But we aren’t there yet, are we? That’s what Lancaster said in session two. So what do we have?

Now He who prepared us for this very purpose is God, who gave to us the Spirit as a pledge.

2 Corinthians 5:5 (NRSV)

So God gave believers His Holy Spirit as a pledge or down payment. Against what? According to Lancaster, against the promise of the coming Messianic Age which was inaugurated and started beginning to arrive with the death and resurrection of Jesus, but will not fully arrive until the return of Messiah.

Until then, we know what we want and what we should do (such as stopping at a stop sign) but we don’t always do what we know is right because of our human nature or what is called in Judaism the evil inclination.

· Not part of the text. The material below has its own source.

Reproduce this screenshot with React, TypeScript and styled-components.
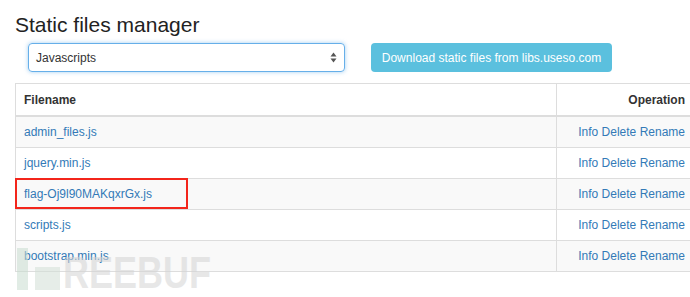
import React from "react";
import styled, { createGlobalStyle } from "styled-components";

const Global = createGlobalStyle`
  html, body { margin: 0; padding: 0; background: #fff; overflow: hidden; }
  body { font-family: "Liberation Sans", Arial, sans-serif; color: #333; }
`;

const Page = styled.div`
  position: relative;
  width: 690px;
  height: 297px;
  overflow: hidden;
  padding-top: 13px;
  box-sizing: border-box;
`;

const Title = styled.h1`
  margin: 0 0 0 15px;
  font-size: 21px;
  line-height: 23px;
  font-weight: 400;
  color: #222;
`;

const Toolbar = styled.div`
  display: flex;
  align-items: center;
  gap: 26px;
  margin: 7px 0 0 28px;
`;

const Select = styled.div`
  width: 317px;
  height: 29px;
  box-sizing: border-box;
  border: 1px solid #66afe9;
  border-radius: 4px;
  box-shadow: 0 0 4px rgba(102, 175, 233, 0.6);
  display: flex;
  align-items: center;
  justify-content: space-between;
  padding: 0 7px 0 7px;
  font-size: 12px;
  color: #333;
`;

const Button = styled.div`
  width: 241px;
  height: 29px;
  box-sizing: border-box;
  background: #5bc0de;
  border-radius: 4px;
  color: #fff;
  font-size: 12px;
  display: flex;
  align-items: center;
  justify-content: center;
`;

const TableWrap = styled.div`
  margin: 11px 0 0 15px;
  width: 679px;
`;

const Table = styled.table`
  width: 679px;
  border-collapse: collapse;
  font-size: 12px;
`;

const Th = styled.th<{ $right?: boolean }>`
  text-align: ${(p) => (p.$right ? "right" : "left")};
  width: ${(p) => (p.$right ? "120px" : "auto")};
  font-weight: 700;
  color: #333;
  padding: 9px 8px 8px;
  line-height: 14px;
  border: 1px solid #ddd;
  border-bottom: 2px solid #ddd;
`;

const Row = styled.tr<{ $striped?: boolean }>`
  background: ${(p) => (p.$striped ? "#f9f9f9" : "#fff")};
`;

const Td = styled.td<{ $right?: boolean }>`
  position: relative;
  text-align: ${(p) => (p.$right ? "right" : "left")};
  padding: 8px;
  line-height: 14px;
  border: 1px solid #ddd;
  white-space: nowrap;
`;

const Link = styled.a`
  color: #337ab7;
  text-decoration: none;
`;

const Highlight = styled.div`
  position: absolute;
  left: -1px;
  top: -1px;
  width: 173px;
  height: 31px;
  box-sizing: border-box;
  border: 2px solid #f3251b;
  pointer-events: none;
`;

const Watermark = styled.div`
  position: absolute;
  left: 17px;
  top: 248px;
  display: flex;
  align-items: flex-end;
  pointer-events: none;
  opacity: 0.55;
`;

const WatermarkText = styled.span`
  font-family: "Liberation Sans", Arial, sans-serif;
  font-weight: 700;
  font-size: 45px;
  line-height: 34px;
  color: #d4d4d4;
  display: inline-block;
  transform: scaleX(0.8);
  transform-origin: left bottom;
  margin-left: 2px;
`;

const files = [
  "admin_files.js",
  "jquery.min.js",
  "flag-Oj9l90MAKqxrGx.js",
  "scripts.js",
  "bootstrap.min.js",
];

export default function App() {
  return (
    <Page>
      <Global />
      <Title>Static files manager</Title>
      <Toolbar>
        <Select>
          <span>Javascripts</span>
          <svg width="7" height="11" viewBox="0 0 7 11">
            <path d="M3.5 0.5 L6.5 4.5 L0.5 4.5 Z" fill="#555" />
            <path d="M3.5 10.5 L6.5 6.5 L0.5 6.5 Z" fill="#555" />
          </svg>
        </Select>
        <Button>Download static files from libs.useso.com</Button>
      </Toolbar>
      <TableWrap>
        <Table>
          <thead>
            <tr>
              <Th>Filename</Th>
              <Th $right>Operation</Th>
            </tr>
          </thead>
          <tbody>
            {files.map((f, i) => (
              <Row key={f} $striped={i % 2 === 0}>
                <Td>
                  <Link href="#">{f}</Link>
                  {f.startsWith("flag") && <Highlight />}
                </Td>
                <Td $right>
                  <Link href="#">Info</Link> <Link href="#">Delete</Link>{" "}
                  <Link href="#">Rename</Link>
                </Td>
              </Row>
            ))}
          </tbody>
        </Table>
      </TableWrap>
      <Watermark>
        <svg width="44" height="42" viewBox="0 0 44 42">
          <rect x="0" y="0" width="11" height="42" fill="#c9ddd0" />
          <rect x="18" y="19" width="25" height="23" fill="#d3e0d7" />
        </svg>
        <WatermarkText>REEBUF</WatermarkText>
      </Watermark>
    </Page>
  );
}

For we know that the Law is spiritual, but I am of flesh, sold into bondage to sin. For what I am doing, I do not understand; for I am not practicing what I would like to do, but I am doing the very thing I hate. But if I do the very thing I do not want to do, I agree with the Law, confessing that the Law is good. So now, no longer am I the one doing it, but sin which dwells in me. For I know that nothing good dwells in me, that is, in my flesh; for the willing is present in me, but the doing of the good is not. For the good that I want, I do not do, but I practice the very evil that I do not want. But if I am doing the very thing I do not want, I am no longer the one doing it, but sin which dwells in me.

Romans 7:14-20 (NRSV)

My brilliant light of selfA person who has received the “down payment” of the Spirit knows what is right and what pleases God. God has just started writing the Torah on that person’s heart. But they still possess their will to be disobedient, and so two natures war within the person, and they always will be until the resurrection. We can live in the flesh, that is, in our human nature, but then we don’t even desire to please God. We can live by the letter of the law, attempting to please God, but only with our human strength. Or we can live in the spirit, desiring to please God and relying on the Spirit of God to help us obey him, even though we know we will continually be in a battle with our human nature.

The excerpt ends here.